**WHAT THE TASK REQUIRES**. Only the lines holding the string "styles" are needed. Copy each one.

**DATASET EXTRACT**.

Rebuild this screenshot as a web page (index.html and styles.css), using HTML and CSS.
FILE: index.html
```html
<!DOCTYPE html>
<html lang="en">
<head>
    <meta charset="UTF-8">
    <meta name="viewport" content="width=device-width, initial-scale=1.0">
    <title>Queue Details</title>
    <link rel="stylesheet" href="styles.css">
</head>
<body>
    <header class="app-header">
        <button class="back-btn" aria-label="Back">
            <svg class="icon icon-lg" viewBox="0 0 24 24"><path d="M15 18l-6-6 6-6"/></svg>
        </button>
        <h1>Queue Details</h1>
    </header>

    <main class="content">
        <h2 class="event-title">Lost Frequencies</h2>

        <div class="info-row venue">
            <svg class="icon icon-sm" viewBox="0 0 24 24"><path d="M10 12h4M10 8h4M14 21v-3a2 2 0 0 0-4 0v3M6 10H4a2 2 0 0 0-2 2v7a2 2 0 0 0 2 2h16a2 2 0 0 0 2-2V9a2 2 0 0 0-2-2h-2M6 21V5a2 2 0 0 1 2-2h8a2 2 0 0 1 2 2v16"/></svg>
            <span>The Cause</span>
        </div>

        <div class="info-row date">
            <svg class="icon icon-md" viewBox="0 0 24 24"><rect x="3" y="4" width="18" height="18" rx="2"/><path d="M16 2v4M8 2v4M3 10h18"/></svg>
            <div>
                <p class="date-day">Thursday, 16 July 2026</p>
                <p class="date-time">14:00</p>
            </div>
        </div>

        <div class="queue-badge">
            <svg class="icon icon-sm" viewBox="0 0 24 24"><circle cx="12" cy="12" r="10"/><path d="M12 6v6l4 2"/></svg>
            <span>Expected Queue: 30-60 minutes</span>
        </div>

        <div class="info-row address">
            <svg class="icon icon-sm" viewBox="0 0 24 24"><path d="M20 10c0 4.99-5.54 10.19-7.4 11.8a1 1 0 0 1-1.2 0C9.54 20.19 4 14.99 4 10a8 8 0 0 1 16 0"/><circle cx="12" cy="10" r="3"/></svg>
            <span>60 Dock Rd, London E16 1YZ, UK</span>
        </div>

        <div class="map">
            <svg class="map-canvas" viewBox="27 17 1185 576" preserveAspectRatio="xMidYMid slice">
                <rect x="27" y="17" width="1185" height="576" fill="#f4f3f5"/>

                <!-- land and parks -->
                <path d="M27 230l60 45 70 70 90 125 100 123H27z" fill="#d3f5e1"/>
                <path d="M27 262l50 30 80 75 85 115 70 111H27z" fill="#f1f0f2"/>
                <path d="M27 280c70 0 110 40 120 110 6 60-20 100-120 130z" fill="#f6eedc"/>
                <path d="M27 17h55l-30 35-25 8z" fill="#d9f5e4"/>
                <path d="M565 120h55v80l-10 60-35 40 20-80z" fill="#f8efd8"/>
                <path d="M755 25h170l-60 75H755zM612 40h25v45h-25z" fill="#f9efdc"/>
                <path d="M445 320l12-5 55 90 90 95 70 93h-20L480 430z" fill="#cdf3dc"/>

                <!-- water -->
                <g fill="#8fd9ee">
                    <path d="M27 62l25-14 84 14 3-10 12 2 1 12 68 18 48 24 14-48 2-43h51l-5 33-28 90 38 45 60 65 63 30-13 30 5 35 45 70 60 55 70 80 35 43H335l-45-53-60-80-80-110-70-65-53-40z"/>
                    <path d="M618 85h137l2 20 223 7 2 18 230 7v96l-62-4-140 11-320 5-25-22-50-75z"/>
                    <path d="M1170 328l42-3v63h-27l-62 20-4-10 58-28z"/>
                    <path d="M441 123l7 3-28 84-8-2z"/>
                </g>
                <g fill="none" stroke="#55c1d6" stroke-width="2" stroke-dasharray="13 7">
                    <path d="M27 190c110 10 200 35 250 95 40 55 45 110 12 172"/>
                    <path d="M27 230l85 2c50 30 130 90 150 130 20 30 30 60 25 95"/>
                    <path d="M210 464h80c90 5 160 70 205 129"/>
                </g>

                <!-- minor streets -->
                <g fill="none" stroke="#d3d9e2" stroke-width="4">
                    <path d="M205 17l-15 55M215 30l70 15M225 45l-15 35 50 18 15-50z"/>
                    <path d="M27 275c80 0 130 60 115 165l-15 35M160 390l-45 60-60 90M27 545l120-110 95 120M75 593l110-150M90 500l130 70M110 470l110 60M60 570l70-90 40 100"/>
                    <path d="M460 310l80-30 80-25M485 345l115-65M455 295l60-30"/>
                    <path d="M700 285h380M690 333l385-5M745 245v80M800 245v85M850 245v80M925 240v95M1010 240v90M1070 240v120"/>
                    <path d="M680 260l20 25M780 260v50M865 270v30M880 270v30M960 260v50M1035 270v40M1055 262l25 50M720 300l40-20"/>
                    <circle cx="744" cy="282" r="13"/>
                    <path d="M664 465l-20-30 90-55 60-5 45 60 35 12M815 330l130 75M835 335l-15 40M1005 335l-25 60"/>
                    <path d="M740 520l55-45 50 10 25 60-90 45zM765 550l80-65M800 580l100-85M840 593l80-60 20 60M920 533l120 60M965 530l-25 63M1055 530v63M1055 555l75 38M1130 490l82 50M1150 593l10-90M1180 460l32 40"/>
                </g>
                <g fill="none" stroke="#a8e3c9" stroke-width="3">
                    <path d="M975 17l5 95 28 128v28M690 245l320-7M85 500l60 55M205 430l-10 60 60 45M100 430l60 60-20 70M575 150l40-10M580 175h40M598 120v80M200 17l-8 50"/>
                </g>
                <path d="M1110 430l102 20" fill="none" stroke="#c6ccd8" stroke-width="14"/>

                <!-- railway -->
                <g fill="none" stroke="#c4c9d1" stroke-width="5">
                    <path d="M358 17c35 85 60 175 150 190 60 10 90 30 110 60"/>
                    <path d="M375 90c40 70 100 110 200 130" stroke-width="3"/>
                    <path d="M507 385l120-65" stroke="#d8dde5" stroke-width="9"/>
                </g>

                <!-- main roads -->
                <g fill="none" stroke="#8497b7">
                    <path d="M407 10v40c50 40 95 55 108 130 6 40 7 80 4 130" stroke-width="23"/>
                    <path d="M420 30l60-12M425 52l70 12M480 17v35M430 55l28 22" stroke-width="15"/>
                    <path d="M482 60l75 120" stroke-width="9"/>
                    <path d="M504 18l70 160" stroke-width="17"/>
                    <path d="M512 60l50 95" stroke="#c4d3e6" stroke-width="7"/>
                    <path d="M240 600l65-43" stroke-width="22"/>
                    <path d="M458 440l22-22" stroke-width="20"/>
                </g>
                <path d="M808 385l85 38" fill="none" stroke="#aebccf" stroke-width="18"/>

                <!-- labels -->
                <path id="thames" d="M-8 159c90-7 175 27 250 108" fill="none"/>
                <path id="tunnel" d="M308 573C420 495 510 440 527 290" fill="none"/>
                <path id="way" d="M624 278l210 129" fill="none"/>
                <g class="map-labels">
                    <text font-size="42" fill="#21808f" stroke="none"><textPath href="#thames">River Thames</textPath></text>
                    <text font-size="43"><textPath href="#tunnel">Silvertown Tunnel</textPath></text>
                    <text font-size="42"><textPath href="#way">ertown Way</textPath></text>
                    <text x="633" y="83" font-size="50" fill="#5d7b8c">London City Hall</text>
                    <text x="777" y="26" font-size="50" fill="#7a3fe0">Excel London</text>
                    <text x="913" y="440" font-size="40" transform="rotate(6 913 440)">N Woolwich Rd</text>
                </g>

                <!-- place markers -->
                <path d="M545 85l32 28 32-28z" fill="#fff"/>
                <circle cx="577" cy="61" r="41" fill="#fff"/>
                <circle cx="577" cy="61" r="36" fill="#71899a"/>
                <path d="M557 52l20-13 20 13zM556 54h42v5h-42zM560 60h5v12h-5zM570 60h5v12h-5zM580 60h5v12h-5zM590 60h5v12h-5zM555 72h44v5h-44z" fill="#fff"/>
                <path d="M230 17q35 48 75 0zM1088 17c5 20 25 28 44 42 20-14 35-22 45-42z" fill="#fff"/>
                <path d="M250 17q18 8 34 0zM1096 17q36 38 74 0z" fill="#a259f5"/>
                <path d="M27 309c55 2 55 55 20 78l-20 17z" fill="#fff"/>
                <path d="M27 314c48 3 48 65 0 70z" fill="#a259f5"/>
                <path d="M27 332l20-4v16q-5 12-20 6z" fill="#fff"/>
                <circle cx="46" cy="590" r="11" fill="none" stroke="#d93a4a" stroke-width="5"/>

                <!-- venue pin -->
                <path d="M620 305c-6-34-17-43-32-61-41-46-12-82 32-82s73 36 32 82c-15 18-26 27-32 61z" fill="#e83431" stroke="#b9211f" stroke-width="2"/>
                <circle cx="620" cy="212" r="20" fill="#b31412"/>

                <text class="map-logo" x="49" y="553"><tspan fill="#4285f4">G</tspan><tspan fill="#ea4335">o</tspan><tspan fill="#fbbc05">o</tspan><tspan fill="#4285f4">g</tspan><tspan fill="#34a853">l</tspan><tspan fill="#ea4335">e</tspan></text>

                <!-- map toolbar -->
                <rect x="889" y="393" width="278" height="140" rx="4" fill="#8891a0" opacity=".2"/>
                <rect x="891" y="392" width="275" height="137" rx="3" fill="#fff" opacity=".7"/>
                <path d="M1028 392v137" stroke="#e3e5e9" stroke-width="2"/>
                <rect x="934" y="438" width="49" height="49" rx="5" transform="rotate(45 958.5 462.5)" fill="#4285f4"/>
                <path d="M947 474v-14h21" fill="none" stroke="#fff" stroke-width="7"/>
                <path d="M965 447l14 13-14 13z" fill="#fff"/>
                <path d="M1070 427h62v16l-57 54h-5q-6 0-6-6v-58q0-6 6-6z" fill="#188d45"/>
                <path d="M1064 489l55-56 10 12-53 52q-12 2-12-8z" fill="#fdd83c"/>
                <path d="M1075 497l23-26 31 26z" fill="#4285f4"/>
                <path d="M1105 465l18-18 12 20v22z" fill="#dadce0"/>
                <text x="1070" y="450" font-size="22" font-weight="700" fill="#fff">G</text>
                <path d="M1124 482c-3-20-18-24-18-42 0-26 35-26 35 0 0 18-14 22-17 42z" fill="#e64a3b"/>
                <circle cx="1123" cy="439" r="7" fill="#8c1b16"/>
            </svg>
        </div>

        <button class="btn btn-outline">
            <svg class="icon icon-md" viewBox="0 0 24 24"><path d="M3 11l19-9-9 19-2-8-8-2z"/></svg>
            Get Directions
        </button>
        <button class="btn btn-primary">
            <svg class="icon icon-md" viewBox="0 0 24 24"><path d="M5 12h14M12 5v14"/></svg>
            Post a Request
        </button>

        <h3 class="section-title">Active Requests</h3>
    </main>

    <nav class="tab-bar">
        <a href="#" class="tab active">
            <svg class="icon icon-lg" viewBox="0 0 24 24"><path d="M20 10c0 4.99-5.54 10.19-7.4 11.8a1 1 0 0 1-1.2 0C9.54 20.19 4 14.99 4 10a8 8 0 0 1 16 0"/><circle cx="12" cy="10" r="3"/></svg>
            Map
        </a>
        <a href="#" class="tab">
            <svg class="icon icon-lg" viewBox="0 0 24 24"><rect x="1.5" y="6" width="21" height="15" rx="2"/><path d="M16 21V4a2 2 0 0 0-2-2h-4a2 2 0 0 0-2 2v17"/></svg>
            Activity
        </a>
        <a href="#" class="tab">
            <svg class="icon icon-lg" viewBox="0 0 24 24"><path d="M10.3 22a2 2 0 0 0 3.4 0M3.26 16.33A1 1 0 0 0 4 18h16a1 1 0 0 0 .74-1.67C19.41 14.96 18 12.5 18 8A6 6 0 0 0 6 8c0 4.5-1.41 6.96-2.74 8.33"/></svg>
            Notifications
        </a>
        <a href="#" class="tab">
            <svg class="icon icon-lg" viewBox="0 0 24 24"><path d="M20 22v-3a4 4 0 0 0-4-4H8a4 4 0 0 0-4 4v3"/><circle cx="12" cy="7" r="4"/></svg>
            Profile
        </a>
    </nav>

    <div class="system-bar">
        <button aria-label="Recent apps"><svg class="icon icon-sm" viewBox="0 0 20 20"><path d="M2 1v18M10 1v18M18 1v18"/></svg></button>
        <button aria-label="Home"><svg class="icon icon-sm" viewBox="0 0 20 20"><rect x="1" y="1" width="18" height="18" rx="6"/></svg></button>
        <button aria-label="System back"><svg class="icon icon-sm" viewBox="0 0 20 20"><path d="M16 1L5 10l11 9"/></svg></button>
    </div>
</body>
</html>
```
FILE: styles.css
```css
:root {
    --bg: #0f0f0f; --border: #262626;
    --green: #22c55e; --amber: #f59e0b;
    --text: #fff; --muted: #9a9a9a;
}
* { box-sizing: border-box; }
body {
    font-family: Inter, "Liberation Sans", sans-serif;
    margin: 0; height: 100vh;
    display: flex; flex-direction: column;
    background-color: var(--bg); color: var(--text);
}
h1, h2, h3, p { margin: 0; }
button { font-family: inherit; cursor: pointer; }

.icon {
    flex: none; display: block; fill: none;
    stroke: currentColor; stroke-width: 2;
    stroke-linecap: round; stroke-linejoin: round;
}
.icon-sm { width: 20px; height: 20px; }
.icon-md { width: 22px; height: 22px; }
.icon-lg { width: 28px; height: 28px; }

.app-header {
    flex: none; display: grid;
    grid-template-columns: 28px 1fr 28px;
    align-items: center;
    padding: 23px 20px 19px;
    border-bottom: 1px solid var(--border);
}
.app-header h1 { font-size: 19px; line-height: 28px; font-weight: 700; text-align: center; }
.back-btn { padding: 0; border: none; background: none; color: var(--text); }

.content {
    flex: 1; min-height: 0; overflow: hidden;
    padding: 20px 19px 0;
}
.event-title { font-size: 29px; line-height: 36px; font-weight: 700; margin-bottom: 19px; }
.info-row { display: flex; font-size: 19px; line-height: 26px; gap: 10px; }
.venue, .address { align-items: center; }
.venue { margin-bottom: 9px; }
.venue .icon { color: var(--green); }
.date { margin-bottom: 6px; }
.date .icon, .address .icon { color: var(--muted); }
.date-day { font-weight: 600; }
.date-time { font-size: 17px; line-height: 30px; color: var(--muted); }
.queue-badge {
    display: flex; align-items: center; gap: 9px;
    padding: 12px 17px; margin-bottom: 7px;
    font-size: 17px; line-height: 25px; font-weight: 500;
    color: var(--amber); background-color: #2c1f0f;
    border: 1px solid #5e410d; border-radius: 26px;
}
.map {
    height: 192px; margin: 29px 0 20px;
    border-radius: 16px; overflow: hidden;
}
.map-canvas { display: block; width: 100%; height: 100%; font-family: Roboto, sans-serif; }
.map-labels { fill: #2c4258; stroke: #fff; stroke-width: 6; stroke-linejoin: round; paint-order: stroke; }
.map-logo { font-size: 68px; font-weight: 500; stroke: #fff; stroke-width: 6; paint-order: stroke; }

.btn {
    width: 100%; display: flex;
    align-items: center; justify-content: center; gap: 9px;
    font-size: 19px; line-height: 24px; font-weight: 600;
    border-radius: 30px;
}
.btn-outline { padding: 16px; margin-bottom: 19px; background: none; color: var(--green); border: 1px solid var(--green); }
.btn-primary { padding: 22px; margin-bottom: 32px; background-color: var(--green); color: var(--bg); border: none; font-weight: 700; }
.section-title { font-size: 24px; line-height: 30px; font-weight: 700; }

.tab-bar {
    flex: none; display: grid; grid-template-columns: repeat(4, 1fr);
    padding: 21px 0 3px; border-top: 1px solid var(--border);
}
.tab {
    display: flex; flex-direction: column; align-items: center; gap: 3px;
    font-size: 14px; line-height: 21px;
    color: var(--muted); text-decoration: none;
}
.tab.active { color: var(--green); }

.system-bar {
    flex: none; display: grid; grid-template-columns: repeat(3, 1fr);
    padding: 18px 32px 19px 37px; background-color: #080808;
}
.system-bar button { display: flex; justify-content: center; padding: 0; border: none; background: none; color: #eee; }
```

**WRITTEN SOLUTION**.
Rebuild this screenshot as a web page (index.html and styles.css), using HTML and CSS.
    <link rel="stylesheet" href="styles.css">
FILE: styles.css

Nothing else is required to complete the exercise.